Connect The Hose To The Wall

Next we’re going to connect the hose to the wall vent. Most homes will have a hookup that you can attach to that protrudes out of the wall, mine just happens to be an inset vent box. The benefit of an inset vent box is that once you finish installing the ventilation duct hose, you’re able to push the dryer back so that it’s flush to the wall. The technique will work exactly the same for both so don’t worry if you don’t have one. 

Whether it’s protruding or inset, all vents generally have an oval shape to them instead of being a precise circle to match our hose. To make it fit, gently squeeze the last four to six inches of the ventilation duct hose until it gently forms into an oval shape that matches your wall vent. While shaping and stretching your hose, make sure you’re grabbing it gently from the middle so the side that’s attached to the drier doesn’t pull free.

Once the hose has been formed into the required shape, you can start to attach it to the wall vent. Slide it far enough on to the vent that approximately three inches are covering it like indicated in the picture, again being careful not to puncture or tear the hose. Once it’s in place, secure it to the vent by slipping the loosened clamp around both parts, tightening it with your screwdriver and making sure it’s firmly secured.


Clean Away Any Buildup

Now that we have the hose hooked up, be sure to clean the whole area again with a rag to ensure you aren’t getting any dust and dirt buildup. 


Plug In Your Dryer

With the vent in place and the area cleaned, the next step is to plug it in! Look behind the dryer to locate the outlet, and determine if it’s compatible with your cable. If they match up, you’re all set! If they don’t match up that’s fine too, simply click over to my tutorial on how to wire a four prong plug before continuing on to the rest of this lesson. 


Test It Out

Once the whole thing is plugged in and ready to go, you can now push the dryer back against the wall to it’s new forever home! If you don’t have an inset vent box like mine, make sure that you only push your dryer back as far as it can go without crushing the hose. Now let’s give it a whirl! Turn the dryer on and see if it works, then grab a load and dry your way to warm flannel city!


On To The Washer

Now that your dryer is all set up, we're ready to move on to the washer! The good news is that washers are even easier to hook up than dryers. The first step is to pull the washer away from the wall so you have enough area to work.


Locate And Identify The Parts

On the back of the washer there are a few specific parts we’re going to be dealing with. There’s the cold and hot threaded valves, a cable for a 15 amp plug, and a drain hose (usually found on the bottom of the washer.)


Insert Sealing Washers

We'll start by hooking up the drain hoses, which can be picked up at most hardware stores. Inside of the kit you'll find a red hose and a blue hose, as well as rubber sealing washers. To use the washers, simply place them inside the nozzles on each hose and push them in so that they’re sitting nice and snug.

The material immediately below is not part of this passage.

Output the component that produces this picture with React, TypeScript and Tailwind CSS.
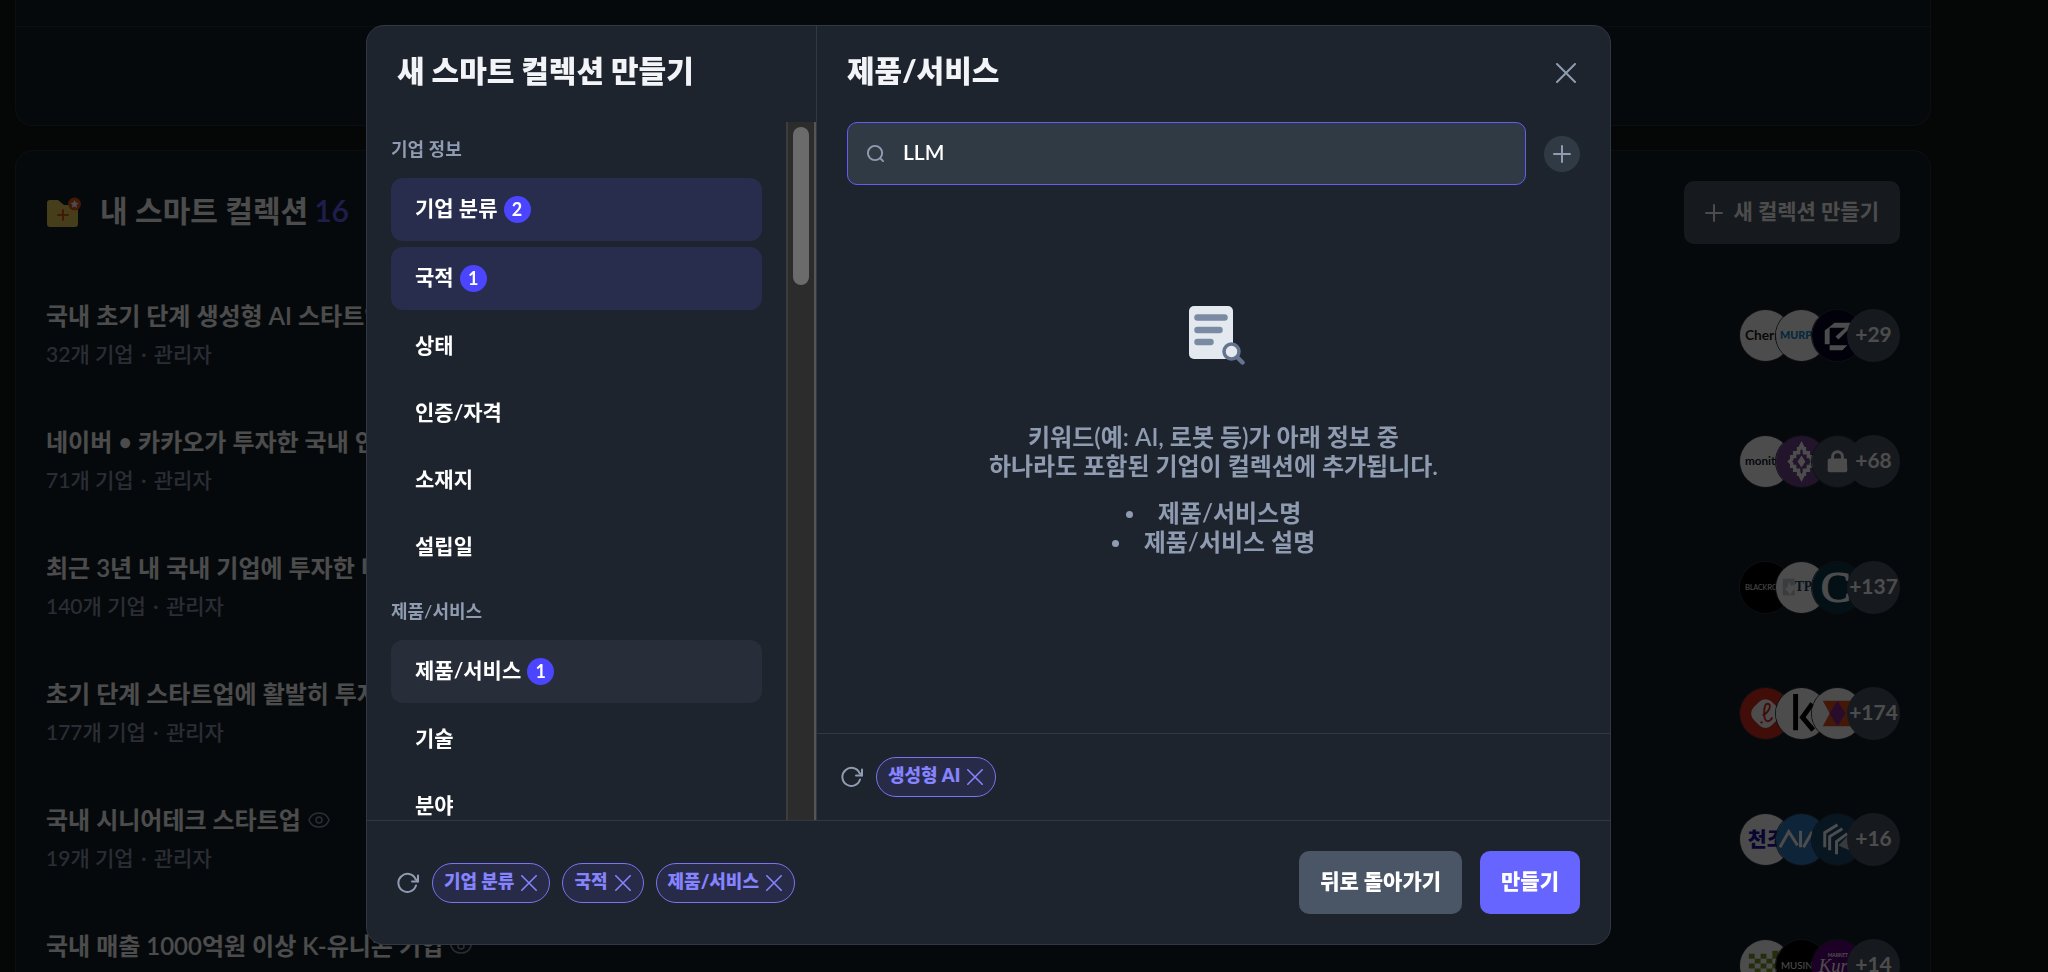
import { useState } from "react";
import type { ReactNode } from "react";
import { Eye } from "lucide-react";

const categories = [
  {
    title: "기업 정보",
    items: [
      { label: "기업 분류", count: 2 },
      { label: "국적", count: 1 },
      { label: "상태", count: 0 },
      { label: "인증/자격", count: 0 },
      { label: "소재지", count: 0 },
      { label: "설립일", count: 0 },
    ],
  },
  {
    title: "제품/서비스",
    items: [
      { label: "제품/서비스", count: 1 },
      { label: "기술", count: 0 },
      { label: "분야", count: 0 },
    ],
  },
];

function Logo({ bg, children }: { bg: string; children: ReactNode }) {
  return (
    <svg viewBox="0 0 52 52" className="w-full h-full">
      <rect width="52" height="52" fill={bg} />
      {children}
    </svg>
  );
}

const collections = [
  {
    title: "국내 초기 단계 생성형 AI 스타트업",
    count: 32,
    shared: false,
    more: 29,
    logos: [
      <Logo bg="#ffffff">
        <text x="5" y="31" fontSize="14" fontWeight="700" fill="#1c1c20">Cherr</text>
      </Logo>,
      <Logo bg="#ffffff">
        <text x="4" y="30" fontSize="11" fontWeight="900" fill="#0f86c8">MURP</text>
      </Logo>,
      <Logo bg="#000425">
        <path d="M13 21l5-4v18h-5zM18 17l5-4h18l-2 5L27 30l-3-3 10-9H18zM18 36h18l-5 5H18z" fill="#fff" />
      </Logo>,
    ],
  },
  {
    title: "네이버 • 카카오가 투자한 국내 인공지능",
    count: 71,
    shared: false,
    more: 68,
    logos: [
      <Logo bg="#ffffff">
        <text x="5" y="30" fontSize="12" fontWeight="700" fill="#182036">monit</text>
      </Logo>,
      <Logo bg="#71458f">
        <path
          d="M26 9l2 4h1v4h4v4h3v3l2 2-2 2v3h-3v4h-4v4h-1l-2 4-2-4h-1v-4h-4v-4h-3v-3l-2-2 2-2v-3h3v-4h4v-4h1z"
          fill="none"
          stroke="#fff"
          strokeWidth="3.500"
        />
        <path d="M26 20l4 6-4 6-4-6z" fill="#fff" />
      </Logo>,
      <Logo bg="#4a5565">
        <rect x="16" y="23" width="20" height="14" rx="2" fill="#fff" />
        <path d="M21 24v-3a5 5 0 0 1 10 0v3" fill="none" stroke="#fff" strokeWidth="3" />
      </Logo>,
    ],
  },
  {
    title: "최근 3년 내 국내 기업에 투자한 미국 기관",
    count: 140,
    shared: false,
    more: 137,
    logos: [
      <Logo bg="#000000">
        <text x="5" y="29" fontSize="8" fill="#fff">
          B<tspan fontSize="7">LACK</tspan>R<tspan fontSize="7">O</tspan>
        </text>
      </Logo>,
      <Logo bg="#ffffff">
        <rect x="7" y="17" width="12" height="17" fill="#c5c9cf" />
        <path d="M13 20l2 4h4v4l-3 2-1 4-3-4-3-2 3-3z" fill="#fff" />
        <text x="19" y="30" fontSize="14" fontWeight="700" fontFamily="Liberation Serif, serif" fill="#1f3a5f">TP</text>
      </Logo>,
      <Logo bg="#0d3b4f">
        <text x="9" y="41" fontSize="46" fontFamily="Liberation Serif, serif" stroke="#fff" fill="#fff">C</text>
      </Logo>,
    ],
  },
  {
    title: "초기 단계 스타트업에 활발히 투자한 기관",
    count: 177,
    shared: false,
    more: 174,
    logos: [
      <Logo bg="#d92d20">
        <rect x="13" y="13" width="26" height="26" rx="9" transform="rotate(45 26 26)" fill="#fff" />
        <path d="M23 28c7-3 10-12 5-12-4 0-5 17 0 18 3 0 4-2 5-4" fill="none" stroke="#d92d20" strokeWidth="2" />
        <circle cx="22" cy="35" r="1.2" fill="#d92d20" />
      </Logo>,
      <Logo bg="#ffffff">
        <path d="M20 6v37M37 16L27 30l11 13" fill="none" stroke="#000" strokeWidth="5" />
      </Logo>,
      <Logo bg="#ffffff">
        <path d="M11 13h32l-7 13 7 13H11l7-13z" fill="#e4501b" />
        <path d="M26 13l8 13-8 13-8-13z" fill="#8a2a91" />
      </Logo>,
    ],
  },
  {
    title: "국내 시니어테크 스타트업",
    count: 19,
    shared: true,
    more: 16,
    logos: [
      <Logo bg="#ffffff">
        <text x="8" y="34" fontSize="21" fontWeight="900" fill="#1d12a8">천조</text>
      </Logo>,
      <Logo bg="#2f78c0">
        <path d="M4 34l9-16 9 14M25 17v17M28 34l9-16" fill="none" stroke="#fff" strokeWidth="3" />
      </Logo>,
      <Logo bg="#1d4b70">
        <path d="M13 34V19l13-8M18 37V23l13-8M25 41V28l11-8" fill="none" stroke="#fff" strokeWidth="3" />
        <path d="M27 32l11-11v16z" fill="#fff" opacity="0.7" />
      </Logo>,
    ],
  },
  {
    title: "국내 매출 1000억원 이상 K-유니콘 기업",
    count: 17,
    shared: true,
    more: 14,
    logos: [
      <Logo bg="#ffffff">
        <path
          d="M9 14h6v5H9zM21 14h6v5h-6zM33 11h6v8h-6zM15 19h6v5h-6zM27 19h6v5h-6zM9 24h6v5H9zM21 24h6v5h-6zM33 24h6v5h-6zM15 29h6v5h-6zM27 29h6v5h-6z"
          fill="#7a9c2a"
        />
      </Logo>,
      <Logo bg="#000000">
        <text x="5" y="30" fontSize="10" fill="#fff">MUSIN</text>
      </Logo>,
      <Logo bg="#5f0080">
        <text x="16" y="17" fontSize="5" fontWeight="700" fill="#fff">MARKET</text>
        <text x="7" y="33" fontSize="19" fontStyle="italic" fontFamily="Liberation Serif, serif" fill="#fff">Kur</text>
      </Logo>,
    ],
  },
];

function CloseIcon({ className }: { className?: string }) {
  return (
    <svg viewBox="0 0 20 20" fill="none" stroke="currentColor" strokeLinecap="round" className={className}>
      <path d="M1 1l18 18M19 1L1 19" strokeWidth="2" />
    </svg>
  );
}

function PlusIcon({ className }: { className?: string }) {
  return (
    <svg viewBox="0 0 18 18" fill="none" stroke="currentColor" strokeLinecap="round" className={className}>
      <path d="M9 1v16M1 9h16" strokeWidth="2" />
    </svg>
  );
}

function ResetButton() {
  return (
    <button type="button" aria-label="초기화" className="text-[#8e9bb0]">
      <svg viewBox="0 0 22 22" fill="none" stroke="currentColor" strokeLinecap="round" strokeLinejoin="round" strokeWidth="2" className="w-[22px] h-[22px]">
        <path d="M19 13.500A9 9 0 1 1 18.500 7L21 9.500" />
        <path d="M21 3.500v6h-6" />
      </svg>
    </button>
  );
}

function Chip({ label }: { label: string }) {
  return (
    <span className="flex items-center gap-[7px] h-10 pl-[11px] pr-3 rounded-full border border-[#7775f0] bg-[#282b48] text-[#8583ff] text-[18px] leading-6 font-extrabold whitespace-nowrap">
      <span className="pb-1">{label}</span>
      <button type="button" aria-label={`${label} 삭제`}>
        <CloseIcon className="w-4 h-4" />
      </button>
    </span>
  );
}

function CollectionPage() {
  return (
    <main className="h-screen overflow-hidden pl-[15px] pr-[117px] flex flex-col gap-6">
      <section className="shrink-0 h-[126px] rounded-b-[18px] border border-t-0 border-[#2b333d] bg-[#14212a]">
        <div className="h-[27px] border-b border-[#2b333d]"></div>
      </section>

      <section className="shrink-0 rounded-[18px] border border-[#2b333d] bg-[#14212a] px-[30px] pt-[30px]">
        <div className="flex items-center justify-between mb-7">
          <h2 className="flex items-center text-[30px] leading-10 font-semibold text-white">
            <svg viewBox="0 0 36 32" className="w-9 h-8 mr-[18px]">
              <path d="M1 6a3 3 0 0 1 3-3h8l6 5h11a3 3 0 0 1 3 3v16a3 3 0 0 1-3 3H4a3 3 0 0 1-3-3z" fill="#eccb5d" />
              <path d="M17 13v10M12 18h10" stroke="#e2561d" strokeWidth="2" strokeLinecap="round" />
              <circle cx="28.500" cy="7" r="6.500" fill="#e2561d" />
              <path d="M28.500 3l1.200 2.600 2.800.4-2 2 .5 2.800-2.500-1.400-2.500 1.400.5-2.800-2-2 2.800-.4z" fill="#fff" />
            </svg>
            <span className="pb-[6px]">내 스마트 컬렉션</span>
            <span className="ml-[6px] pb-[6px] text-[#6b63ff]">16</span>
          </h2>
          <button type="button" className="flex items-center gap-[11px] h-[63px] px-[21px] rounded-[10px] bg-[#4a5565] text-white text-[21px] leading-7 font-bold">
            <PlusIcon className="w-[18px] h-[18px]" />
            <span className="pb-1">새 컬렉션 만들기</span>
          </button>
        </div>

        <ul>
          {collections.map((item) => (
            <li key={item.title} className="flex items-center justify-between h-[126px]">
              <div>
                <a href="#" className="flex items-center gap-[6px] text-[24px] leading-9 font-semibold text-white">
                  {item.title}
                  {item.shared && <Eye className="w-6 h-6 text-[#8e9bb0]" strokeWidth={1.5} />}
                </a>
                <p className="mt-[2px] text-[21px] leading-9 font-medium text-[#8e9bb0]">
                  {item.count}개 기업<span className="mx-[2px]"> · </span>관리자
                </p>
              </div>
              <div className="flex">
                {item.logos.map((logo, i) => (
                  <span key={i} className="w-[53px] h-[53px] -mr-[17px] rounded-full overflow-hidden border border-[#2b333d]">
                    {logo}
                  </span>
                ))}
                <span className="w-[53px] h-[53px] pb-[2px] z-10 rounded-full bg-[#4a5565] flex items-center justify-center text-[21px] font-bold text-white">
                  +{item.more}
                </span>
              </div>
            </li>
          ))}
        </ul>
      </section>
    </main>
  );
}

function Sidebar() {
  const [selected, setSelected] = useState("제품/서비스");

  const tone = (label: string, count: number) => {
    if (label === selected) return "bg-[#272e39]";
    return count > 0 ? "bg-[#282d4e]" : "";
  };

  return (
    <div className="w-[450px] shrink-0 flex flex-col border-r border-[#303845]">
      <h2 className="h-24 px-[30px] pt-6 text-[30px] leading-10 font-extrabold text-[#f3f4f8]">새 스마트 컬렉션 만들기</h2>
      <div className="flex-1 min-h-0 flex">
        <nav className="flex-1 min-w-0 overflow-hidden pl-6 pr-6">
          {categories.map((group) => (
            <div key={group.title} className="mb-[6px]">
              <h3 className="h-14 pb-[3px] flex items-center text-[18px] leading-6 font-semibold text-[#8e9bb0]">{group.title}</h3>
              <ul className="flex flex-col gap-[6px]">
                {group.items.map((item) => (
                  <li key={item.label}>
                    <button
                      type="button"
                      onClick={() => setSelected(item.label)}
                      className={`w-full flex items-center gap-[6px] px-6 py-[18px] rounded-[12px] text-[21px] font-semibold text-white ${tone(item.label, item.count)}`}
                    >
                      <span className="leading-[21px] pb-1">{item.label}</span>
                      {item.count > 0 && (
                        <span className="w-[27px] h-[27px] pb-[2px] rounded-full bg-[#4b45ff] flex items-center justify-center text-[18px] leading-6 font-bold">
                          {item.count}
                        </span>
                      )}
                    </button>
                  </li>
                ))}
              </ul>
            </div>
          ))}
        </nav>
        {/* Scrollbar */}
        <div className="w-[30px] pt-[5px] flex justify-center bg-[#2c2c2c] border-x-2 border-l-[#3d3d3d] border-r-[#555555]">
          <div className="w-4 h-[158px] rounded-full bg-[#6b6b6b]"></div>
        </div>
      </div>
    </div>
  );
}

function EmptyState() {
  return (
    <div className="flex-1 flex flex-col items-center pt-[119px] text-[24px] leading-[29px] font-semibold text-[#8e9bb0] text-center">
      <svg viewBox="0 0 62 62" className="w-[62px] h-[62px] mb-14">
        <rect x="6" y="2" width="44" height="53" rx="5" fill="#e4e8ef" />
        <path d="M14.500 13.500h27M14.500 26h22M14.500 38h13" stroke="#7a8aa3" strokeWidth="6.500" strokeLinecap="round" />
        <path d="M55 54l4.500 4.500" stroke="#64748f" strokeWidth="4.500" strokeLinecap="round" />
        <circle cx="48.500" cy="47.500" r="7.500" fill="#e4e8ef" stroke="#64748f" strokeWidth="3.500" />
      </svg>
      <p>
        키워드(예: AI, 로봇 등)가 아래 정보 중
        <br />
        하나라도 포함된 기업이 컬렉션에 추가됩니다.
      </p>
      <ul className="mt-[18px]">
        {["제품/서비스명", "제품/서비스 설명"].map((text) => (
          <li key={text} className="flex items-center justify-center gap-[25px]">
            <span className="w-[7px] h-[7px] mt-1 rounded-full bg-[#8e9bb0]"></span>
            {text}
          </li>
        ))}
      </ul>
    </div>
  );
}

function KeywordPanel() {
  const [keyword, setKeyword] = useState("LLM");

  return (
    <div className="flex-1 min-w-0 flex flex-col">
      <div className="h-24 px-[30px] flex items-start justify-between">
        <h2 className="pt-6 text-[30px] leading-10 font-extrabold text-[#f3f4f8]">제품/서비스</h2>
        <button type="button" aria-label="닫기" className="mt-[37px] mr-1 text-[#8e9bb0]">
          <CloseIcon className="w-5 h-5" />
        </button>
      </div>

      <div className="px-[30px] flex items-center gap-[18px]">
        <label className="flex-1 flex items-center gap-[18px] h-[63px] px-[18px] rounded-[10px] border border-[#635cf5] bg-[#303a45]">
          <svg viewBox="0 0 20 20" fill="none" stroke="#8e9bb0" strokeWidth="2" strokeLinecap="round" className="w-[19px] h-[19px]">
            <circle cx="9.500" cy="9.500" r="7.500" />
            <path d="M15 15l3 3" />
          </svg>
          <input
            type="text"
            aria-label="키워드 검색"
            value={keyword}
            onChange={(e) => setKeyword(e.target.value)}
            className="flex-1 min-w-0 pb-1 text-[21px] leading-7 font-semibold text-white bg-transparent outline-none"
          />
        </label>
        <button type="button" aria-label="키워드 추가" className="w-9 h-9 rounded-full bg-[#303a45] flex items-center justify-center text-[#8e9bb0]">
          <PlusIcon className="w-[18px] h-[18px]" />
        </button>
      </div>

      <EmptyState />

      <div className="h-[87px] px-6 flex items-center gap-[13px] border-t border-[#303845]">
        <ResetButton />
        <Chip label="생성형 AI" />
      </div>
    </div>
  );
}

function CollectionDialog() {
  return (
    <div className="fixed inset-0 z-20 pr-[71px] flex items-start justify-center pt-[25px] bg-black/70">
      <div role="dialog" aria-label="새 스마트 컬렉션 만들기" className="w-full max-w-[1245px] h-[calc(100vh-52px)] flex flex-col rounded-[18px] border border-[#303845] bg-[#1e242d] overflow-hidden">
        <div className="flex-1 min-h-0 flex">
          <Sidebar />
          <KeywordPanel />
        </div>

        <div className="px-[30px] py-[30px] flex items-center justify-between border-t border-[#303845]">
          <div className="flex items-center gap-[13px]">
            <ResetButton />
            <div className="flex gap-3">
              <Chip label="기업 분류" />
              <Chip label="국적" />
              <Chip label="제품/서비스" />
            </div>
          </div>
          <div className="flex gap-[18px] text-[21px] leading-7 font-extrabold text-white">
            <button type="button" className="h-[63px] px-[21px] pb-1 rounded-[10px] bg-[#4a5565]">뒤로 돌아가기</button>
            <button type="button" className="h-[63px] px-[21px] pb-1 rounded-[10px] bg-[#6765ff]">만들기</button>
          </div>
        </div>
      </div>
    </div>
  );
}

export default function App() {
  return (
    <div className="bg-[#111417] font-[Lato,'Noto_Sans_CJK_KR',sans-serif]">
      <CollectionPage />
      <CollectionDialog />
    </div>
  );
}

Connect The Hoses To The Valves

Looking at the back of your washing machine, connect the hoses to the threaded valves of the corresponding color (red to red and blue to blue). Once connected, use a wrench to gently tighten them onto the valves, being careful not to break the plastic. 


Connect The Hoses To The Wall

Next, connect the opposite end of your hoses to the hot and cold water valves located in the wall behind your washer. They should be clearly labeled and color coded to match your hoses.


Hook Up The Drain Hose

Now we’re going to hook up the drain hose. Instead of a threaded connection you'll notice that one of the ends is actually curved into a sharp U-shape. This shape allows it to sit inside the drain pipe and stay in place without being screwed in. Looking at the image above, you can see that there are two plastic caps, one of which has been marked by the plumber who installed the plumbing initially, and one that hasn’t. If your pipes have never been used before like mine, you’ll need to cut off the marked cap before you can connect your hose. 


Turn On The Water

Now that we’ve installed our hoses and drain pipe, we can try turning on our hot and cold water! To do this, simply flip the valves and you should immediately start to hear water going through the pipes. Once you hear that, you’re in the clear to push your shiny new washing machine back against the wall to join it’s fancy new dryer buddy!